■ **PROBLEM TO SOLVE**
Give the material once more, word for word, without any images.

■ **SOURCE DATA**
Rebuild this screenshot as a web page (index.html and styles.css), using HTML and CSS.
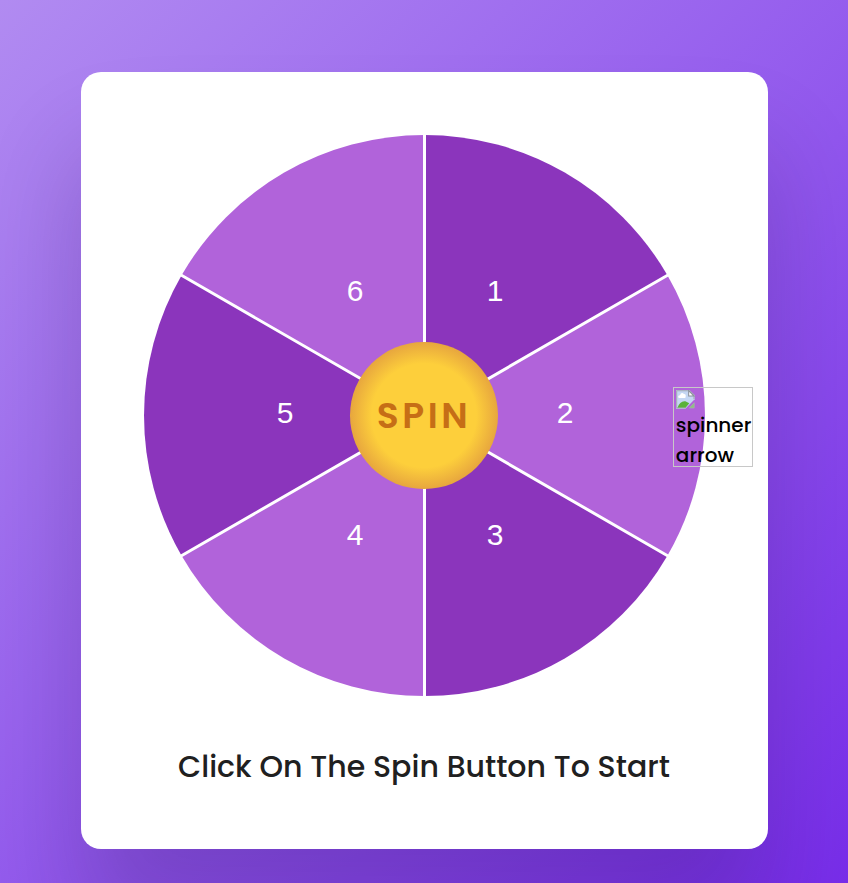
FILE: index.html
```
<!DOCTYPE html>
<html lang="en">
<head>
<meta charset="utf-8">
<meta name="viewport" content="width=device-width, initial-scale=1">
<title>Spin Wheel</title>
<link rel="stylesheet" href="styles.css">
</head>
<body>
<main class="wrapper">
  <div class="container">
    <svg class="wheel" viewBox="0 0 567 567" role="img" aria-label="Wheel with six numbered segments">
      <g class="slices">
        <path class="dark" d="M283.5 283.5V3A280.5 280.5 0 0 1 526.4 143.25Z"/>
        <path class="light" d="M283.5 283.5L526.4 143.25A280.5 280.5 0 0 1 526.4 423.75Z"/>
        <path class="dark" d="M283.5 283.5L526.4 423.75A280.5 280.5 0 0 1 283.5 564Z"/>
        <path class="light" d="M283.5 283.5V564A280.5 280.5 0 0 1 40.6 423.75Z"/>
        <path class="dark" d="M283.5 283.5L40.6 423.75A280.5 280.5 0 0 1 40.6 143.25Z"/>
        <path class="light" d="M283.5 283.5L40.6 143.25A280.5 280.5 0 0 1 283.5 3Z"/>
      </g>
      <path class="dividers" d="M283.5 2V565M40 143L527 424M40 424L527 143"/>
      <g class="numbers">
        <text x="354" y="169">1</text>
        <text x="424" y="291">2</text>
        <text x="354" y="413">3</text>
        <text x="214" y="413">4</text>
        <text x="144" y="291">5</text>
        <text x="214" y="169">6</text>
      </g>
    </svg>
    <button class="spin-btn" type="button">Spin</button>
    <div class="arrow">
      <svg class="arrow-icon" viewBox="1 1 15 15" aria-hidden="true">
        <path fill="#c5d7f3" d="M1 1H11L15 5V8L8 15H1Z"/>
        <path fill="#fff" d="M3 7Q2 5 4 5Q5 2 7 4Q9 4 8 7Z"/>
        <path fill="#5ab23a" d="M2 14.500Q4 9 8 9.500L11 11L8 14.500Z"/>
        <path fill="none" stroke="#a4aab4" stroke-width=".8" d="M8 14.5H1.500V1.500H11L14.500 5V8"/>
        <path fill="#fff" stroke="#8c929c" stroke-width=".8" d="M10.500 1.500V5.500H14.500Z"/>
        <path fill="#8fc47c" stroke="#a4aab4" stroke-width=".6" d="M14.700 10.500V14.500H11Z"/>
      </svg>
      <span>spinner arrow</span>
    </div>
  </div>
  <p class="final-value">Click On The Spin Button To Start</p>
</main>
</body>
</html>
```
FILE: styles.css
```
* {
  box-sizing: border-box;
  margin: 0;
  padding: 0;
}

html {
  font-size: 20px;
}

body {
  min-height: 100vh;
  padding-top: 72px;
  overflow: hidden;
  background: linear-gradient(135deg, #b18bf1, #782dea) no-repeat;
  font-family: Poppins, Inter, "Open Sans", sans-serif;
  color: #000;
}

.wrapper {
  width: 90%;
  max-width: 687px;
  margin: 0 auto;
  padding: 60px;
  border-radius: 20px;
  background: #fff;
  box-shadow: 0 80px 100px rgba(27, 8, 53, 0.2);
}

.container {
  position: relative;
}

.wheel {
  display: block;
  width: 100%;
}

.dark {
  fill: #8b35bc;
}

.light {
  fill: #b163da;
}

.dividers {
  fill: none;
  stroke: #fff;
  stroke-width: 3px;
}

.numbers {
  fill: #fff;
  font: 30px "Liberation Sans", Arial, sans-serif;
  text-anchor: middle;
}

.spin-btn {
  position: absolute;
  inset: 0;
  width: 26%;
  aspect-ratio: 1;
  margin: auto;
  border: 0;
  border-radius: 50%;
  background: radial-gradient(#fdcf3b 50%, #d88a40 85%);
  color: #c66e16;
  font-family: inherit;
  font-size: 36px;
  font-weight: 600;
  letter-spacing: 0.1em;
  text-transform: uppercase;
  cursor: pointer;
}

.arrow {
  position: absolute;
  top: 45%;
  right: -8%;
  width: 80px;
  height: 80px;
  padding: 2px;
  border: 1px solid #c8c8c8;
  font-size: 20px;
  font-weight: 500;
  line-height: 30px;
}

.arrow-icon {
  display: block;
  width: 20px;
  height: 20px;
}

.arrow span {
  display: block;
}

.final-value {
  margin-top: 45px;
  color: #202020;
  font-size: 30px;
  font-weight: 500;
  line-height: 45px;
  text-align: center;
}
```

■ **FULL ANSWER**
Rebuild this screenshot as a web page (index.html and styles.css), using HTML and CSS.
FILE: index.html
```
<!DOCTYPE html>
<html lang="en">
<head>
<meta charset="utf-8">
<meta name="viewport" content="width=device-width, initial-scale=1">
<title>Spin Wheel</title>
<link rel="stylesheet" href="styles.css">
</head>
<body>
<main class="wrapper">
  <div class="container">
    <svg class="wheel" viewBox="0 0 567 567" role="img" aria-label="Wheel with six numbered segments">
      <g class="slices">
        <path class="dark" d="M283.5 283.5V3A280.5 280.5 0 0 1 526.4 143.25Z"/>
        <path class="light" d="M283.5 283.5L526.4 143.25A280.5 280.5 0 0 1 526.4 423.75Z"/>
        <path class="dark" d="M283.5 283.5L526.4 423.75A280.5 280.5 0 0 1 283.5 564Z"/>
        <path class="light" d="M283.5 283.5V564A280.5 280.5 0 0 1 40.6 423.75Z"/>
        <path class="dark" d="M283.5 283.5L40.6 423.75A280.5 280.5 0 0 1 40.6 143.25Z"/>
        <path class="light" d="M283.5 283.5L40.6 143.25A280.5 280.5 0 0 1 283.5 3Z"/>
      </g>
      <path class="dividers" d="M283.5 2V565M40 143L527 424M40 424L527 143"/>
      <g class="numbers">
        <text x="354" y="169">1</text>
        <text x="424" y="291">2</text>
        <text x="354" y="413">3</text>
        <text x="214" y="413">4</text>
        <text x="144" y="291">5</text>
        <text x="214" y="169">6</text>
      </g>
    </svg>
    <button class="spin-btn" type="button">Spin</button>
    <div class="arrow">
      <svg class="arrow-icon" viewBox="1 1 15 15" aria-hidden="true">
        <path fill="#c5d7f3" d="M1 1H11L15 5V8L8 15H1Z"/>
        <path fill="#fff" d="M3 7Q2 5 4 5Q5 2 7 4Q9 4 8 7Z"/>
        <path fill="#5ab23a" d="M2 14.500Q4 9 8 9.500L11 11L8 14.500Z"/>
        <path fill="none" stroke="#a4aab4" stroke-width=".8" d="M8 14.5H1.500V1.500H11L14.500 5V8"/>
        <path fill="#fff" stroke="#8c929c" stroke-width=".8" d="M10.500 1.500V5.500H14.500Z"/>
        <path fill="#8fc47c" stroke="#a4aab4" stroke-width=".6" d="M14.700 10.500V14.500H11Z"/>
      </svg>
      <span>spinner arrow</span>
    </div>
  </div>
  <p class="final-value">Click On The Spin Button To Start</p>
</main>
</body>
</html>
```
FILE: styles.css
```
* {
  box-sizing: border-box;
  margin: 0;
  padding: 0;
}

html {
  font-size: 20px;
}

body {
  min-height: 100vh;
  padding-top: 72px;
  overflow: hidden;
  background: linear-gradient(135deg, #b18bf1, #782dea) no-repeat;
  font-family: Poppins, Inter, "Open Sans", sans-serif;
  color: #000;
}

.wrapper {
  width: 90%;
  max-width: 687px;
  margin: 0 auto;
  padding: 60px;
  border-radius: 20px;
  background: #fff;
  box-shadow: 0 80px 100px rgba(27, 8, 53, 0.2);
}

.container {
  position: relative;
}

.wheel {
  display: block;
  width: 100%;
}

.dark {
  fill: #8b35bc;
}

.light {
  fill: #b163da;
}

.dividers {
  fill: none;
  stroke: #fff;
  stroke-width: 3px;
}

.numbers {
  fill: #fff;
  font: 30px "Liberation Sans", Arial, sans-serif;
  text-anchor: middle;
}

.spin-btn {
  position: absolute;
  inset: 0;
  width: 26%;
  aspect-ratio: 1;
  margin: auto;
  border: 0;
  border-radius: 50%;
  background: radial-gradient(#fdcf3b 50%, #d88a40 85%);
  color: #c66e16;
  font-family: inherit;
  font-size: 36px;
  font-weight: 600;
  letter-spacing: 0.1em;
  text-transform: uppercase;
  cursor: pointer;
}

.arrow {
  position: absolute;
  top: 45%;
  right: -8%;
  width: 80px;
  height: 80px;
  padding: 2px;
  border: 1px solid #c8c8c8;
  font-size: 20px;
  font-weight: 500;
  line-height: 30px;
}

.arrow-icon {
  display: block;
  width: 20px;
  height: 20px;
}

.arrow span {
  display: block;
}

.final-value {
  margin-top: 45px;
  color: #202020;
  font-size: 30px;
  font-weight: 500;
  line-height: 45px;
  text-align: center;
}
```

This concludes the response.